Thomás Zicman de Barros, analista político
Na última sexta-feira (5), a Casa Branca publicou a nova Estratégia de Segurança Nacional, o documento que define os objetivos e prioridades globais dos Estados Unidos. A mídia francesa destacou sobretudo o tom corrosivo em relação à Europa, apresentada como um continente em crise, em perda de identidade, e a ser deixado à própria sorte. No Brasil, porém, o documento recebeu pouca atenção, embora coloque a América Latina como prioridade da diplomacia americana, quase como um espaço vital, um quintal sobre o qual os EUA reivindicariam soberania.
Trump sempre buscou se vender como um isolacionista em política externa. Proclama ser contrário à ideia de que os EUA devam atuar como polícia do mundo, critica intervenções americanas no exterior e afirma concentrar-se nos problemas internos do país. Ocorre que esse isolacionismo parece não valer para a América Latina, tratada não como um conjunto de países soberanos, mas como uma extensão da fronteira estratégica dos EUA, zona alargada de sua própria segurança interna.

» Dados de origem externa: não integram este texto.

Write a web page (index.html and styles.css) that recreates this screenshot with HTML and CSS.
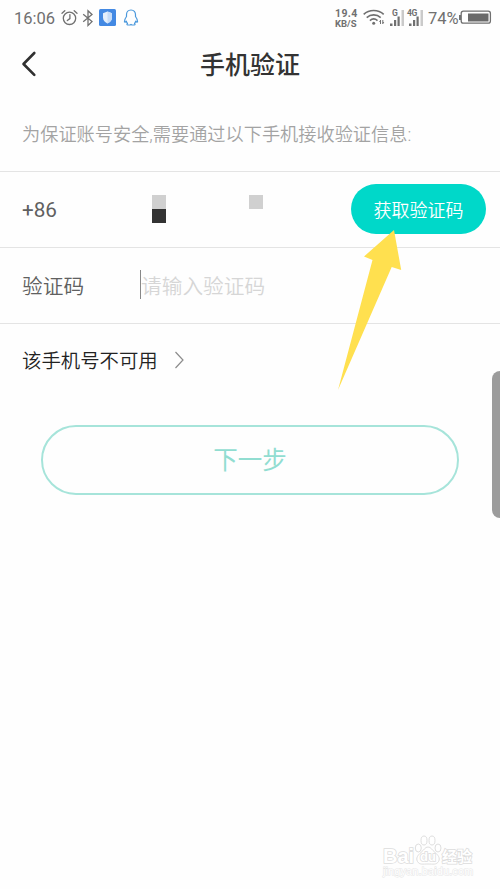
FILE: index.html
```html
<!DOCTYPE html>
<html lang="zh-CN">
<head>
<meta charset="utf-8">
<title>手机验证</title>
<link rel="stylesheet" href="styles.css">
</head>
<body>
<div class="status">
  <span class="time">16:06</span>
  <svg class="alarm" width="17" height="18" viewBox="0 0 17 18" fill="none" stroke="#707070" stroke-width="1.3" stroke-linecap="round"><circle cx="8.5" cy="9.3" r="6.2"/><path d="M8.9 5.6v4l-2.6 2M1 4.2 3.8 1.7M13.2 1.7 16 4.2"/></svg>
  <svg class="bt" width="12" height="18" viewBox="0 0 12 18" fill="none" stroke="#707070" stroke-width="1.3"><path d="M1.2 5.2 10 12.600 6 16.400V1.800L10 5.400 1.200 12.800"/></svg>
  <svg class="shield" width="17" height="17" viewBox="0 0 17 17"><rect width="17" height="17" rx="1.5" fill="#4389e3"/><path d="M8.500 2.500 13 4.200v4.600c0 2.800-2.200 4.700-4.500 5.700C6.200 13.500 4 11.600 4 8.800V4.200z" fill="#e4effc"/><path d="M8.500 2.500 13 4.200v4.600c0 2.800-2.200 4.700-4.500 5.700z" fill="#c6dcf8"/></svg>
  <svg class="qq" width="16" height="17" viewBox="0 0 16 17" fill="none" stroke="#4a98dc" stroke-width="1.200" stroke-linejoin="round"><path d="M8 1C5 1 3.500 3.100 3.500 5.800v1.700C2.200 9.200 1.200 11 1.400 13l.9.200 1-1c.2 1 .6 1.700 1.200 2.300-.8.400-.8 1.500.3 1.500h2c.8 0 .8-.7 1.200-.7s.4.700 1.200.7h2c1.100 0 1.100-1.100.3-1.500.6-.6 1-1.300 1.200-2.300l1 1 .9-.2c.2-2-.8-3.800-2.100-5.500V5.800C12.500 3.100 11 1 8 1z"/></svg>
  <span class="speed"><span>19.4</span><span class="unit">KB/S</span></span>
  <svg class="wifi" width="22" height="17" viewBox="0 0 22 17" fill="none" stroke="#707070" stroke-width="1.600"><path d="M.7 5.300c5.500-5 14.500-5 20 0M3.700 8.600c4-3.600 10-3.600 14 0M6.900 11.600c2.300-2 5.300-2 7.600 0"/><circle cx="10.700" cy="14.200" r="1.500" fill="#707070" stroke="none"/><path d="M17.500 11v4M19.800 11v4" stroke-width="1"/><path d="m16 13 1.500-2v2zM21.300 13l-1.500 2v-2z" fill="#707070" stroke="none"/></svg>
  <span class="signal"><i class="net">G</i><svg width="14" height="18" viewBox="0 0 14 18"><path fill="#707070" d="M0 14.500h2.500V17H0zM4 11h2.200v6H4zM7.500 7.500h2.200V17H7.500z"/><path fill="#cacaca" d="M11.500 1H14v16h-2.500z"/></svg></span>
  <span class="signal lte"><i class="net">4G</i><svg width="14" height="18" viewBox="0 0 14 18"><path fill="#707070" d="M0 14.500h2.500V17H0zM4 11h2.200v6H4zM7.500 7.500h2.200V17H7.500z"/><path fill="#cacaca" d="M11.500 1H14v16h-2.500z"/></svg></span>
  <span class="percent">74%</span>
  <svg class="battery" width="33" height="15" viewBox="0 0 33 15"><path d="M0 5h2v5H0z" fill="#707070"/><rect x="2.200" y="1.200" width="29.200" height="12" rx="2.200" fill="none" stroke="#707070" stroke-width="1.300"/><path d="M9 3.500h20.500v8H9z" fill="#6a6a6a"/></svg>
</div>
<header class="header">
  <svg class="back" width="16" height="28" viewBox="0 0 16 28" fill="none" stroke="#303030" stroke-width="2.600" stroke-linecap="round" stroke-linejoin="round"><path d="M13.300 3 2.500 14l10.800 10.800"/></svg>
  <h1>手机验证</h1>
</header>
<main>
  <p class="hint">为保证账号安全,需要通过以下手机接收验证信息:</p>
  <section class="row">
    <span class="label code">+86</span>
    <span class="number"><i class="mask"></i><i class="mask short"></i></span>
    <button class="get">获取验证码</button>
  </section>
  <section class="row">
    <span class="label">验证码</span>
    <span class="field">请输入验证码</span>
  </section>
  <a class="unavailable">该手机号不可用<svg width="11" height="18" viewBox="0 0 11 18" fill="none" stroke="#8c8c8c" stroke-width="1.200"><path d="m1.500 1 7.500 8-7.500 8"/></svg></a>
  <button class="next">下一步</button>
</main>
<svg class="arrow" width="68" height="162" viewBox="0 0 68 162"><path d="M59 1 66.200 41l-9.500-3L3 161 37.500 31 29 27.500z" fill="#ffe04f"/></svg>
<div class="handle"></div>
<div class="watermark">
  <div class="brand"><span class="bai">Bai</span><svg class="paw" width="28" height="30" viewBox="0 0 28 30" fill="#fff" stroke="#dedede" stroke-width="1"><ellipse cx="4.300" cy="13" rx="3" ry="4"/><ellipse cx="10" cy="5.500" rx="3" ry="4.500"/><ellipse cx="18" cy="5.500" rx="3" ry="4.500"/><ellipse cx="24" cy="13" rx="3" ry="4"/><path d="M14 12c-3 0-4 3-7 5.500S1.500 23 3.500 26.500 9 29 14 29s8.500 1 10.500-2.500-.5-6.500-3.500-9S17 12 14 12z"/></svg><span class="cn">经验</span><b class="du">du</b></div>
  <div class="url">jingyan.baidu.com</div>
</div>
</body>
</html>
```
FILE: styles.css
```css
* { box-sizing: border-box; }
body {
  margin: 0;
  position: relative;
  height: 889px;
  overflow: hidden;
  background: #fefefe;
  color: #333;
  font-family: Roboto, "Noto Sans CJK SC", sans-serif;
}
i { font-style: normal; }
button { font-family: inherit; padding: 0; }
svg { flex: none; display: block; }

.status {
  display: flex;
  align-items: center;
  height: 35px;
  padding: 0 8px 0 14px;
  color: #707070;
}
.time { width: 47px; font-size: 16.5px; line-height: 20px; padding-top: 2px; }
.bt { margin-left: 4px; }
.shield { margin-left: 5px; }
.qq { margin-left: 7px; }
.speed {
  display: flex;
  flex-direction: column;
  margin-left: auto;
  width: 28px;
  padding-top: 1px;
  font-size: 10.500px;
  font-weight: 700;
  line-height: 10px;
  letter-spacing: .4px;
  white-space: nowrap;
}
.speed .unit { font-size: 9.500px; line-height: 9px; letter-spacing: 0; }
.signal { position: relative; margin-left: 5px; }
.net {
  position: absolute;
  left: 2px;
  top: 0;
  font-size: 8.500px;
  font-weight: 700;
  line-height: 8px;
  letter-spacing: -.4px;
}
.lte .net { left: -2px; }
.percent { margin-left: 5px; width: 31px; font-size: 16.500px; line-height: 20px; padding-top: 2px; }

.header {
  display: grid;
  grid-template-columns: 40px 1fr 40px;
  align-items: center;
  height: 58px;
}
.back { margin-left: 21px; }
h1 { margin: 0; padding-top: 3px; text-align: center; font-size: 25px; font-weight: 500; line-height: 36px; }

.hint {
  margin: 0;
  height: 79px;
  padding: 28px 22px 0;
  border-bottom: 1px solid #e4e4e4;
  font-size: 18.200px;
  line-height: 28px;
  font-weight: 350;
  color: #a3a3a3;
  white-space: nowrap;
}
.row {
  display: flex;
  align-items: center;
  height: 76px;
  padding: 0 14px 2px 22px;
  border-bottom: 1px solid #e4e4e4;
}
.label { width: 118px; font-size: 20.700px; line-height: 30px; padding-top: 4px; color: #606060; font-weight: 350; }
.code { font-weight: 400; padding-top: 2px; }
.number { display: flex; gap: 83px; padding-left: 12px; }
.mask { width: 14px; height: 28px; background: linear-gradient(#d0d0d0 50%, #333 50%); }
.mask.short { height: 14px; background: #d0d0d0; }
.get {
  margin-left: auto;
  width: 135px;
  height: 50px;
  border: 0;
  border-radius: 25px;
  background: #00d8c9;
  color: #fff;
  font-size: 18px;
  font-weight: 350;
}
.field {
  border-left: 1px solid #888;
  height: 29px;
  line-height: 34px;
  font-size: 20.700px;
  font-weight: 350;
  color: #d6d6d6;
}
.unavailable {
  display: flex;
  align-items: center;
  gap: 16px;
  height: 71px;
  padding-left: 22px;
  font-size: 19.400px;
  font-weight: 350;
  color: #222;
}
.next {
  display: block;
  margin: 30px 41px 0;
  width: 418px;
  height: 70px;
  padding-bottom: 3px;
  border: 2px solid #a6e4da;
  border-radius: 35px;
  background: transparent;
  color: #91ddd1;
  font-size: 24.500px;
  font-weight: 400;
}
.arrow { position: absolute; left: 335px; top: 229px; }
.handle {
  position: absolute;
  right: 0;
  top: 371px;
  width: 8px;
  height: 147px;
  border-radius: 9px 0 0 9px;
  background: #9c9c9c;
}
.watermark {
  position: absolute;
  left: 383px;
  top: 835px;
  color: #fff;
  -webkit-text-stroke: 1.500px #dcdcdc;
  paint-order: stroke fill;
}
.paw { paint-order: normal; }
.brand {
  position: relative;
  display: flex;
  align-items: flex-end;
  height: 30px;
  font: 700 20px/18px "Liberation Sans", sans-serif;
}
.bai { width: 31px; }
.cn { font: 700 15px/18px "Noto Sans CJK SC", sans-serif; }
.du { position: absolute; left: 37px; bottom: 0; font-size: 13px; line-height: 16px; }
.url { font: 11px/13px "Liberation Sans", sans-serif; letter-spacing: .1px; -webkit-text-stroke: 1px #e6e6e6; }
```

A postura de Trump parte da premissa de que o mundo está dividido em esferas de influência das grandes potências. A Europa, marcada pela guerra na Ucrânia, é apresentada como condenada à decadência e, por isso, deixada para se virar sozinha. A administração americana sinaliza que não pretende mais se imiscuir no espaço pós-soviético, para não melindrar a Rússia. No máximo, promete dar algum apoio a governos de extrema direita, nada além disso. Também pretende reduzir o foco no Oriente Médio, palco de três décadas de esforços militares malsucedidos. Para os vizinhos latino-americanos, entretanto, a lógica é distinta.
A nova estratégia declara explicitamente um "Corolário Trump à Doutrina Monroe", ressuscitando o antigo lema "A América para os americanos". Mas permanece a pergunta que acompanha essa fórmula desde o século XIX: quais americanos? O lema sempre carregou uma ambiguidade e pode soar como defesa da soberania continental. Na prática, historicamente significou "a América - isto é, todas as Américas, do Alasca à Terra do Fogo - para os Estados Unidos", que se reservam o direito de ditar as regras aos demais povos da região.
América Latina
A estratégia de 2025 não deixa dúvidas quanto a essa leitura. O documento afirma sem rodeios que, como contrapartida ao recuo em outras partes do mundo, Washington negará a qualquer potência externa a possibilidade de influenciar, investir ou adquirir ativos estratégicos na região, reafirmando que a América Latina é área de "preeminência" americana. Embora não a mencione nominalmente, o alvo evidente é a China, já principal parceira comercial de muitos países do continente.
Esse enquadramento também ajuda a explicar o discurso belicoso contra o que chamam de "narco-terroristas" e, sobretudo, contra a Venezuela, cujo espaço aéreo Trump declarou fechado na semana passada. Pouco importa o que cada um pense sobre o governo venezuelano - Maduro perdeu inclusive a boa vontade do governo brasileiro após descumprir acordos costurados com apoio do Itamaraty, realizando eleições contestadas. Tampouco se pode ignorar que parte da oposição venezuelana flerta com práticas antidemocráticas. Nada, porém, justifica que uma potência externa se arrogue o direito de intervir militarmente, de olho nas vastas reservas petrolíferas venezuelanas. Qualquer intervenção desse tipo desestabilizaria a região, agravaria o sofrimento da população e criaria precedentes perigosos para todo o continente.
Há, sem dúvida, tensões entre o que afirma o documento e a prática da diplomacia americana. Trata-se das contradições entre, de um lado, a visão do chanceler Marco Rubio, político oriundo dos grupos latinos ultraconservadores da Flórida e defensor de uma linha dura na América Latina, e, de outro, os rompantes erráticos de Trump, que frequentemente atropela as diretrizes de sua própria equipe diante de líderes que admira. Como se viu nos últimos meses, Trump cultivou uma relação cordial com Lula. O documento publicado na sexta-feira, porém, não oferece perspectivas animadoras para a região. Ele tende a criar dificuldades justamente para países que, como o Brasil, historicamente prosperaram quando conseguiram escapar da tutela exclusiva de Washington e ampliar de forma soberana suas parcerias - seja com a União Europeia, com a China, ou por meio de cooperações Sul-Sul.
Diante das preocupantes repercussões da nova estratégia para a América Latina, causa estranhamento que a imprensa brasileira não tenha dado ao documento o mesmo destaque que ele recebeu na Europa — justamente quando, no caso latino-americano, o perigo é o oposto e potencialmente mais grave. Se os europeus temem ser deixados sozinhos, a América Latina tem razões para temer que os Estados Unidos simplesmente não a deixem em paz.